Oscillations in mechanical systems reflect the stress-strain states (SSS) resulting from external and internal factors that may result in displacement or deformation of a critical part.
We are able to assess the degree to which such factors influence the critical object’s performance through vibration and oscillation parameters.
However, widely-spread amplitude analysis is a simple approximation of an average SSS assessment and therefore does not produce full information about the object.
In reality, each point of the observed object oscillates along a hodograph (elliptic trajectory) at each frequency of the observed spectrum (superposition) of oscillations, in full accordance with the classical mechanics laws for elastic continuums. This also refers to stress (Lamé theorem) and strain (Cauchy stress tensor).
Stress reflects the kinetic energy of impacts whereas strain – the potential energy of the resistance of the elastic continuum to these impacts. This holds true for the full spectrum of observed frequencies.
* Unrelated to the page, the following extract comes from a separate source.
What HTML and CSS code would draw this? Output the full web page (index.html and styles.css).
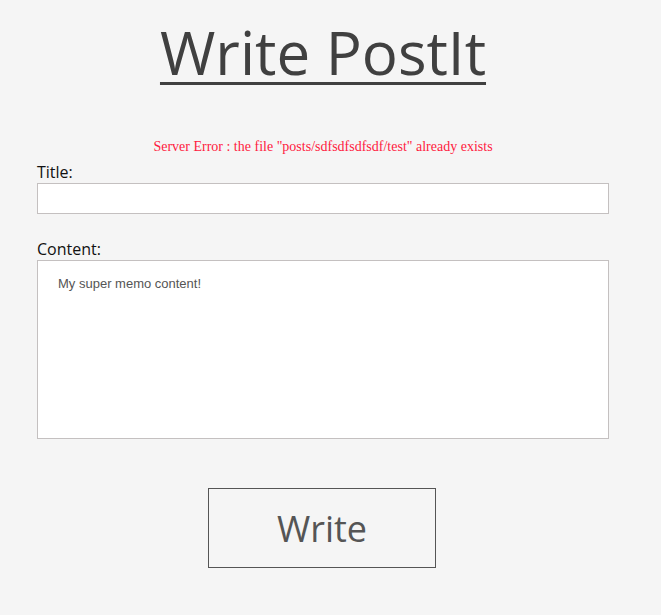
FILE: index.html
```html
<!DOCTYPE html>
<html>
<head>
<meta charset="utf-8">
<link rel="stylesheet" href="styles.css">
</head>
<body>
<div class="page">
  <h1 class="title">Write PostIt</h1>
  <p class="error">Server Error : the file "posts/sdfsdfsdfsdf/test" already exists</p>
  <form class="form">
    <label class="label" for="t">Title:</label>
    <input class="input" id="t" type="text">
    <label class="label label-content" for="c">Content:</label>
    <textarea class="textarea" id="c">My super memo content!</textarea>
    <div class="actions">
      <button class="button" type="button">Write</button>
    </div>
  </form>
</div>
</body>
</html>
```

FILE: styles.css
```css
html, body {
  margin: 0;
  padding: 0;
  background: #f5f5f5;
}
body {
  font-family: "Open Sans", sans-serif;
}
.page {
  width: 572px;
  padding: 0 0 0 37px;
}
.title {
  margin: 12px 0 0;
  text-align: center;
  font-weight: 400;
  font-size: 60px;
  line-height: 80px;
  color: #404040;
  text-decoration: underline;
  text-decoration-thickness: 3px;
  text-underline-offset: 7px;
}
.error {
  margin: 47px 0 0;
  text-align: center;
  font-family: "Liberation Serif", serif;
  font-size: 14px;
  line-height: 16px;
  color: #ff1a40;
}
.form {
  display: flex;
  flex-direction: column;
}
.label {
  font-size: 16px;
  line-height: 22px;
  color: #111;
  margin-top: 6px;
}
.label-content {
  margin-top: 24px;
}
.input {
  box-sizing: border-box;
  width: 572px;
  height: 31px;
  border: 1px solid #c4c0c0;
  background: #fff;
  margin: 0;
  padding: 0 8px;
}
.textarea {
  box-sizing: border-box;
  width: 572px;
  height: 179px;
  border: 1px solid #c4c0c0;
  background: #fff;
  margin: 0;
  padding: 15px 20px;
  font-family: "Liberation Sans", sans-serif;
  font-size: 13px;
  color: #555;
  resize: none;
}
.actions {
  display: flex;
  justify-content: center;
  padding-right: 2px;
  margin-top: 49px;
}
.button {
  box-sizing: border-box;
  width: 228px;
  height: 80px;
  border: 1px solid #555;
  background: #f5f5f5;
  font-family: "Open Sans", sans-serif;
  font-size: 36px;
  color: #555;
  padding: 0;
}
```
The sum total of kinetic (Еkin) and potential (Еpot) energy determines the perturbed level of the object (ЕΣ) which must be evaluated (to be subject to diagnostics from the standpoint of operational danger) and eliminated. This is why vibration diagnostics and vibration regulation (dynamic balancing) are performed.
By measuring the time-space (vector-phase) diagnostic 3D parameters of oscillations in the form of a 4D-hodograph spectrum, one may quantitatively evaluate the perturbed level through total energy ЕΣ which is proportionate to the area of the hodograph at each diagnostic frequency.
A mechanical system which functions properly in compliance with the design has minimum ЕΣ and any levels in excess of the relative design (proper) level of oscillations are evidence of potential failure, which must be subject to diagnostics. Then statistical levels of critical diagnostic parameters can be known which, if exceeded, pose the risk of failures and accidents.